When co-created gatherings flow well, the group’s coherence can look effortless. It’s easy to miss what’s actually holding things together. I’ve seen many organizers—myself included—assume that if you gather the right people, things will just work. It can be a rude awakening when no one cooks dinner, people disengage, or creative momentum fizzles.

In this post, I want to name some of the invisible influences I’ve learned to watch for over years of trial and error. They have had an outsized impact on coherence across the spaces I’ve hosted and joined. I will summarize them in the chart below, and explain them in detail in the next section.

All the examples I share in this post are real patterns I’ve seen in at least two gatherings—many from my own. If one sounds like yours, you’re not alone :)

This post is written for fellow stewards and aspiring stewards of co-created containers, but the dynamics it explores can surface in other kinds of gatherings as well.

In emergent spaces, organizers often downplay their own influence. “I’m not leading…it’s co-created.” But in my experience, a gathering’s coherence always starts with the coherence of its organizer. Unresolved tensions in the organizer’s inner landscape seep into design decisions and become uncomfortable undercurrents in the group atmosphere. I’ve found that maintaining inner clarity is one of the most effective ways to avoid muddying the group dynamic.

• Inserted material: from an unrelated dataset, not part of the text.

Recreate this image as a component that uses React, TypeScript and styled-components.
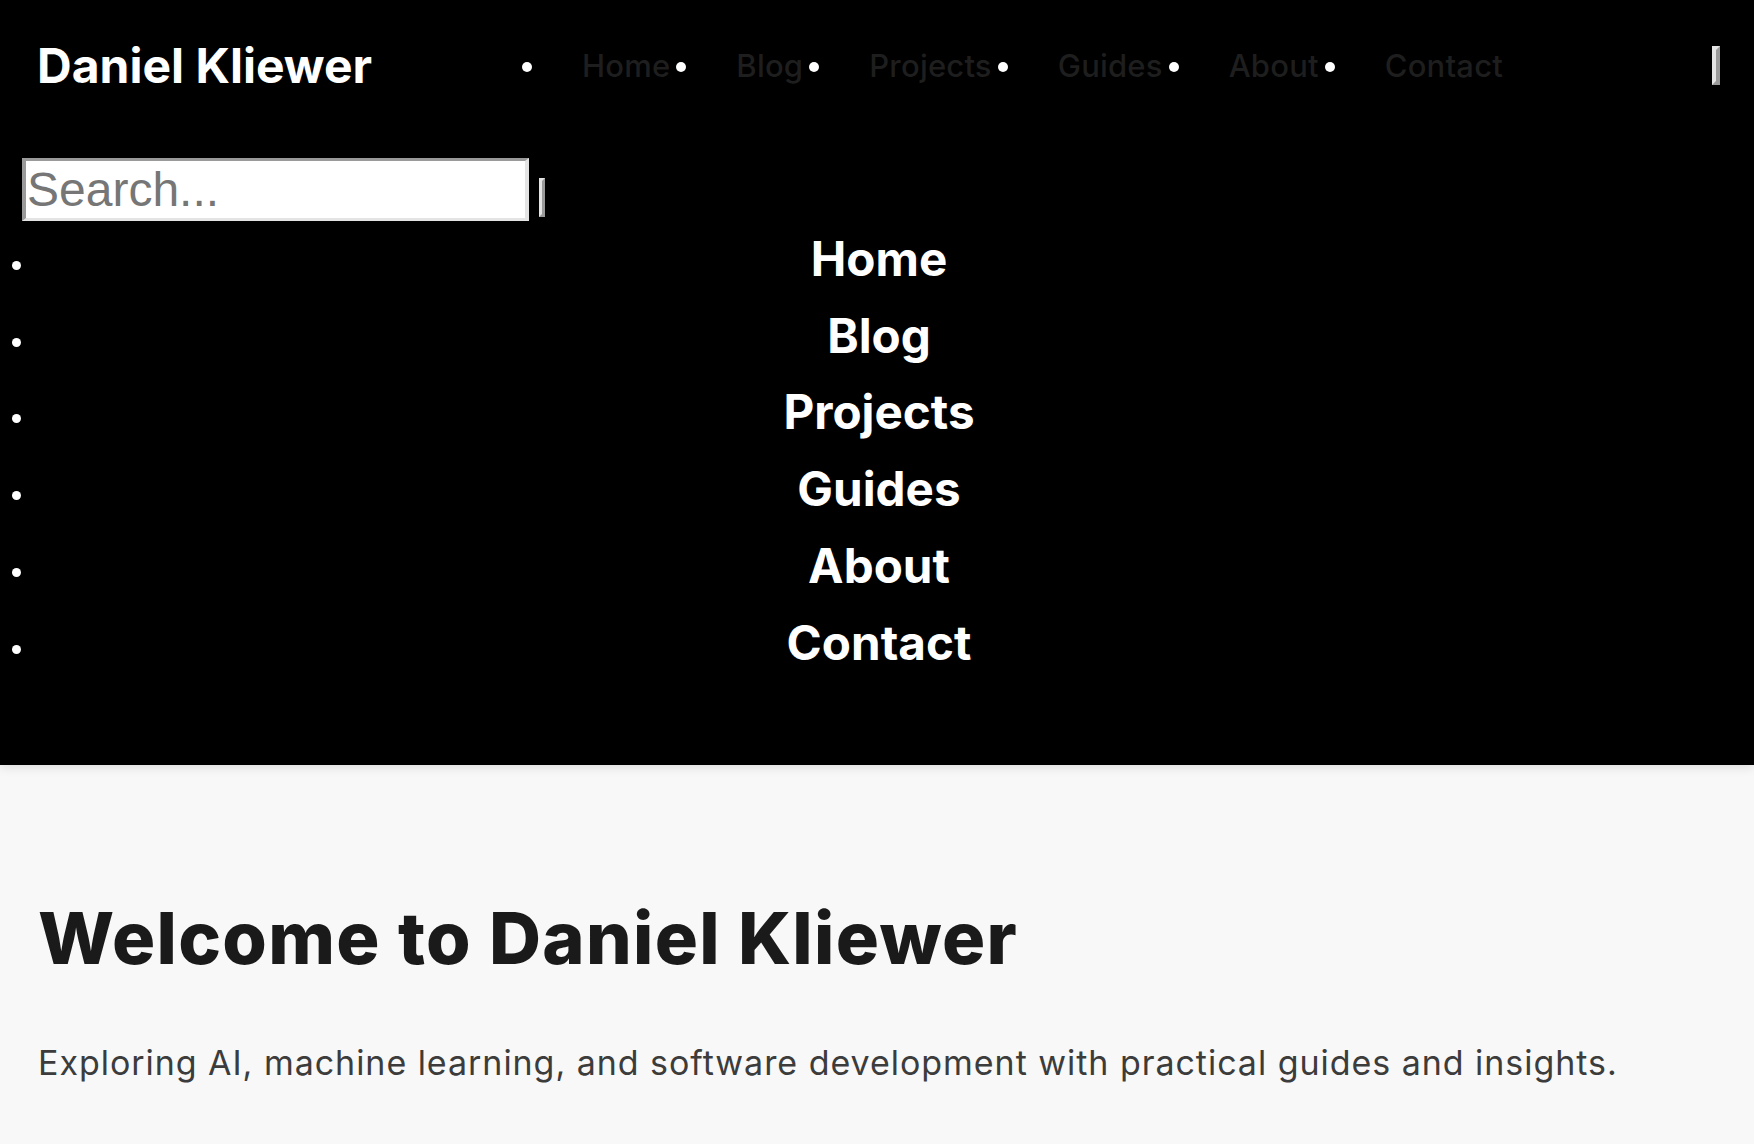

Unresolved internal conflicts

Even a small internal conflict in the organizer will show up in the group. This tends to happen most when two values are pulling in opposite directions. Here are some examples.

It’s normal to hold competing values. The important thing is to reconcile them in yourself, so the group doesn’t have to.

It’s helpful to have an introspective practice that surfaces these contradictions. When your values pull in different directions, decide which one takes priority for this container. Be honest about which values can’t coexist. Pay special attention at decision points, like choosing who to invite or whether to bend a rule. These moments often reveal where your values are in conflict.

Of the five influences in this post, this one is the easiest to miss. It asks you to notice your own blindspots: competing desires, mixed motives, even guilt. But holding clear boundaries in every design choice protects the group’s coherence.

The people in the room set the foundation for what’s possible. Coherence strengthens when their intentions and dynamics resonate with the gathering’s purpose. It’s not about homogeneity, but about alignment. When that alignment is missing, the group drains bandwidth managing itself.

Misaligned intentions

Including people whose intentions don’t match the container’s purpose creates incoherence, even if they’re otherwise a great social fit. For example, coworking gatherings often struggle when they include people who primarily want to vibe. The space drifts toward hanging out, and those who come to work lose momentum.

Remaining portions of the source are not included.